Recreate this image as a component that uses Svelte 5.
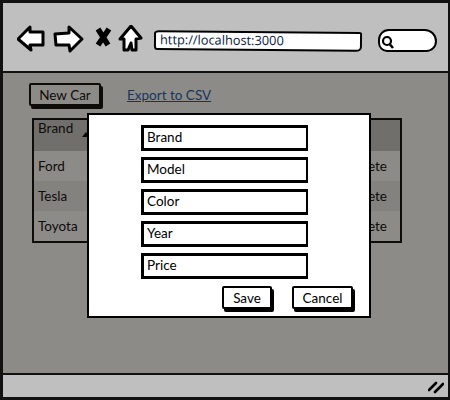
<script>
  const fields = ['Brand', 'Model', 'Color', 'Year', 'Price'];
  const cars = ['Ford', 'Tesla', 'Toyota'];
</script>

<div class="window">
  <header class="toolbar">
    <svg class="nav" width="130" height="30" viewBox="0 0 130 30" aria-hidden="true">
      <path d="M1 14 L13 2 L13 7 L26 7 L26 20 L13 20 L14 25 Z" class="outline" />
      <path d="M38 9 L52 8 L52 2 L65 14 L53 26 L52 20 L39 20 Z" class="outline" />
      <path d="M81 4 L91 20 M92 4 L81 20" class="cross" />
      <path d="M114 1 L124 13 L119 14 L119 25 L115 25 L114 18 L111 25 L107 25 L107 14 L103 14 Z" class="outline" />
    </svg>
    <div class="url">http://localhost:3000</div>
    <div class="search">
      <svg width="14" height="14" viewBox="0 0 14 14" aria-hidden="true">
        <circle cx="6" cy="6" r="4" fill="none" stroke="#000" stroke-width="2.2" />
        <path d="M9 9.5 L12 13" stroke="#000" stroke-width="2.6" />
      </svg>
    </div>
  </header>

  <main class="content">
    <div class="actions">
      <button type="button" class="sketch new">New Car</button>
      <a href="#export" class="export">Export to CSV</a>
    </div>

    <div class="table">
      <div class="head">
        <span>Brand</span>
        <i class="sort"></i>
      </div>
      {#each cars as car, i}
        <div class="row" class:odd={i % 2 === 1}>
          <span>{car}</span>
          <span>Delete</span>
        </div>
      {/each}
    </div>

    <div class="dim"></div>

    <div class="modal">
      {#each fields as field}
        <div class="field">{field}</div>
      {/each}
      <div class="buttons">
        <button type="button" class="sketch save">Save</button>
        <button type="button" class="sketch cancel">Cancel</button>
      </div>
    </div>
  </main>

  <footer class="status">
    <svg width="16" height="14" viewBox="0 0 16 14" aria-hidden="true">
      <path d="M1 10 L8 3 M7 12 L15 4" stroke="#000" stroke-width="2.6" stroke-linecap="round" />
    </svg>
  </footer>
</div>

<style>
  :global(body) {
    margin: 0;
  }

  .window {
    box-sizing: border-box;
    width: 450px;
    height: 400px;
    display: flex;
    flex-direction: column;
    border: 3px solid #111;
    border-right-width: 2px;
    font-family: Lato, sans-serif;
    font-size: 13.5px;
    color: #000;
    background: #fff;
    overflow: hidden;
  }

  .toolbar {
    flex: none;
    height: 70px;
    box-sizing: border-box;
    display: flex;
    align-items: center;
    padding: 6px 0 0 14px;
    background: #bfbfbf;
    border-bottom: 2px solid #111;
  }

  .nav {
    flex: none;
    margin-right: 7px;
  }

  .outline {
    fill: #fff;
    stroke: #000;
    stroke-width: 3;
    stroke-linejoin: round;
  }

  .cross {
    fill: none;
    stroke: #000;
    stroke-width: 5.5;
  }

  .url {
    box-sizing: border-box;
    width: 208px;
    height: 20px;
    padding-left: 4px;
    margin-top: 1px;
    background: #fff;
    border: 2px solid #000;
    border-radius: 5px 3px 6px 3px / 3px 2px 5px 4px;
    transform: rotate(0.5deg);
    line-height: 15px;
    font-family: "Open Sans", sans-serif;
    font-size: 12.8px;
    color: #0a1a3c;
    white-space: nowrap;
  }

  .search {
    box-sizing: border-box;
    width: 59px;
    height: 23px;
    margin-left: 16px;
    padding: 4px 0 0 1px;
    background: #fff;
    border: 2px solid #000;
    border-radius: 14px 16px 14px 12px;
  }

  .search svg {
    display: block;
  }

  .content {
    flex: 1;
    position: relative;
    padding: 10px 0 0 26px;
    overflow: hidden;
  }

  .actions {
    display: flex;
    align-items: center;
    gap: 26px;
    height: 23px;
  }

  .sketch {
    box-sizing: border-box;
    height: 23px;
    padding: 0;
    background: #fff;
    border: 2px solid #000;
    border-radius: 2px;
    box-shadow: 2px 3px 0 #000;
    font: inherit;
    color: #000;
  }

  .new {
    width: 72px;
  }

  .export {
    color: #0b57a8;
    font-size: 13.5px;
  }

  .table {
    width: 370px;
    height: 125px;
    box-sizing: border-box;
    margin: 12px 0 0 3px;
    border: 2px solid #000;
    background: #fff;
  }

  .head {
    position: relative;
    height: 31px;
    box-sizing: border-box;
    padding: 0 0 0 4px;
    background: #c6c6c6;
  }

  .sort {
    position: absolute;
    left: 48px;
    top: 12px;
    border-left: 4px solid transparent;
    border-right: 4px solid transparent;
    border-bottom: 5px solid #000;
  }

  .row {
    height: 30px;
    box-sizing: border-box;
    display: flex;
    justify-content: space-between;
    align-items: center;
    padding: 0 13px 0 4px;
  }

  .row.odd {
    background: #ececec;
  }

  .dim {
    position: absolute;
    inset: 0;
    background: rgba(27, 24, 18, 0.5);
  }

  .modal {
    position: absolute;
    left: 84px;
    top: 40px;
    width: 284px;
    height: 205px;
    box-sizing: border-box;
    padding: 10px 0 0 52px;
    display: flex;
    flex-direction: column;
    gap: 6px;
    background: #fff;
    border: 2px solid #000;
  }

  .field {
    box-sizing: border-box;
    width: 167px;
    height: 26px;
    padding-left: 3px;
    line-height: 18px;
    border: 2px solid #000;
    border-top-width: 3px;
    border-left-width: 3px;
    border-bottom-width: 3px;
  }

  .buttons {
    display: flex;
    margin: 1px 0 0 81px;
    gap: 20px;
  }

  .save {
    width: 50px;
  }

  .cancel {
    width: 61px;
  }

  .status {
    flex: none;
    height: 24px;
    box-sizing: border-box;
    display: flex;
    justify-content: flex-end;
    align-items: center;
    padding: 2px 4px 0 0;
    background: #bfbfbf;
    border-top: 2px solid #111;
  }
</style>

> **Stated problem**:
Omit every picture, then reproduce the rest of the listing exactly.

> **Reply**:
Recreate this image as a component that uses Svelte 5.
<script>
  const fields = ['Brand', 'Model', 'Color', 'Year', 'Price'];
  const cars = ['Ford', 'Tesla', 'Toyota'];
</script>

<div class="window">
  <header class="toolbar">
    <svg class="nav" width="130" height="30" viewBox="0 0 130 30" aria-hidden="true">
      <path d="M1 14 L13 2 L13 7 L26 7 L26 20 L13 20 L14 25 Z" class="outline" />
      <path d="M38 9 L52 8 L52 2 L65 14 L53 26 L52 20 L39 20 Z" class="outline" />
      <path d="M81 4 L91 20 M92 4 L81 20" class="cross" />
      <path d="M114 1 L124 13 L119 14 L119 25 L115 25 L114 18 L111 25 L107 25 L107 14 L103 14 Z" class="outline" />
    </svg>
    <div class="url">http://localhost:3000</div>
    <div class="search">
      <svg width="14" height="14" viewBox="0 0 14 14" aria-hidden="true">
        <circle cx="6" cy="6" r="4" fill="none" stroke="#000" stroke-width="2.2" />
        <path d="M9 9.5 L12 13" stroke="#000" stroke-width="2.6" />
      </svg>
    </div>
  </header>

  <main class="content">
    <div class="actions">
      <button type="button" class="sketch new">New Car</button>
      <a href="#export" class="export">Export to CSV</a>
    </div>

    <div class="table">
      <div class="head">
        <span>Brand</span>
        <i class="sort"></i>
      </div>
      {#each cars as car, i}
        <div class="row" class:odd={i % 2 === 1}>
          <span>{car}</span>
          <span>Delete</span>
        </div>
      {/each}
    </div>

    <div class="dim"></div>

    <div class="modal">
      {#each fields as field}
        <div class="field">{field}</div>
      {/each}
      <div class="buttons">
        <button type="button" class="sketch save">Save</button>
        <button type="button" class="sketch cancel">Cancel</button>
      </div>
    </div>
  </main>

  <footer class="status">
    <svg width="16" height="14" viewBox="0 0 16 14" aria-hidden="true">
      <path d="M1 10 L8 3 M7 12 L15 4" stroke="#000" stroke-width="2.6" stroke-linecap="round" />
    </svg>
  </footer>
</div>

<style>
  :global(body) {
    margin: 0;
  }

  .window {
    box-sizing: border-box;
    width: 450px;
    height: 400px;
    display: flex;
    flex-direction: column;
    border: 3px solid #111;
    border-right-width: 2px;
    font-family: Lato, sans-serif;
    font-size: 13.5px;
    color: #000;
    background: #fff;
    overflow: hidden;
  }

  .toolbar {
    flex: none;
    height: 70px;
    box-sizing: border-box;
    display: flex;
    align-items: center;
    padding: 6px 0 0 14px;
    background: #bfbfbf;
    border-bottom: 2px solid #111;
  }

  .nav {
    flex: none;
    margin-right: 7px;
  }

  .outline {
    fill: #fff;
    stroke: #000;
    stroke-width: 3;
    stroke-linejoin: round;
  }

  .cross {
    fill: none;
    stroke: #000;
    stroke-width: 5.5;
  }

  .url {
    box-sizing: border-box;
    width: 208px;
    height: 20px;
    padding-left: 4px;
    margin-top: 1px;
    background: #fff;
    border: 2px solid #000;
    border-radius: 5px 3px 6px 3px / 3px 2px 5px 4px;
    transform: rotate(0.5deg);
    line-height: 15px;
    font-family: "Open Sans", sans-serif;
    font-size: 12.8px;
    color: #0a1a3c;
    white-space: nowrap;
  }

  .search {
    box-sizing: border-box;
    width: 59px;
    height: 23px;
    margin-left: 16px;
    padding: 4px 0 0 1px;
    background: #fff;
    border: 2px solid #000;
    border-radius: 14px 16px 14px 12px;
  }

  .search svg {
    display: block;
  }

  .content {
    flex: 1;
    position: relative;
    padding: 10px 0 0 26px;
    overflow: hidden;
  }

  .actions {
    display: flex;
    align-items: center;
    gap: 26px;
    height: 23px;
  }

  .sketch {
    box-sizing: border-box;
    height: 23px;
    padding: 0;
    background: #fff;
    border: 2px solid #000;
    border-radius: 2px;
    box-shadow: 2px 3px 0 #000;
    font: inherit;
    color: #000;
  }

  .new {
    width: 72px;
  }

  .export {
    color: #0b57a8;
    font-size: 13.5px;
  }

  .table {
    width: 370px;
    height: 125px;
    box-sizing: border-box;
    margin: 12px 0 0 3px;
    border: 2px solid #000;
    background: #fff;
  }

  .head {
    position: relative;
    height: 31px;
    box-sizing: border-box;
    padding: 0 0 0 4px;
    background: #c6c6c6;
  }

  .sort {
    position: absolute;
    left: 48px;
    top: 12px;
    border-left: 4px solid transparent;
    border-right: 4px solid transparent;
    border-bottom: 5px solid #000;
  }

  .row {
    height: 30px;
    box-sizing: border-box;
    display: flex;
    justify-content: space-between;
    align-items: center;
    padding: 0 13px 0 4px;
  }

  .row.odd {
    background: #ececec;
  }

  .dim {
    position: absolute;
    inset: 0;
    background: rgba(27, 24, 18, 0.5);
  }

  .modal {
    position: absolute;
    left: 84px;
    top: 40px;
    width: 284px;
    height: 205px;
    box-sizing: border-box;
    padding: 10px 0 0 52px;
    display: flex;
    flex-direction: column;
    gap: 6px;
    background: #fff;
    border: 2px solid #000;
  }

  .field {
    box-sizing: border-box;
    width: 167px;
    height: 26px;
    padding-left: 3px;
    line-height: 18px;
    border: 2px solid #000;
    border-top-width: 3px;
    border-left-width: 3px;
    border-bottom-width: 3px;
  }

  .buttons {
    display: flex;
    margin: 1px 0 0 81px;
    gap: 20px;
  }

  .save {
    width: 50px;
  }

  .cancel {
    width: 61px;
  }

  .status {
    flex: none;
    height: 24px;
    box-sizing: border-box;
    display: flex;
    justify-content: flex-end;
    align-items: center;
    padding: 2px 4px 0 0;
    background: #bfbfbf;
    border-top: 2px solid #111;
  }
</style>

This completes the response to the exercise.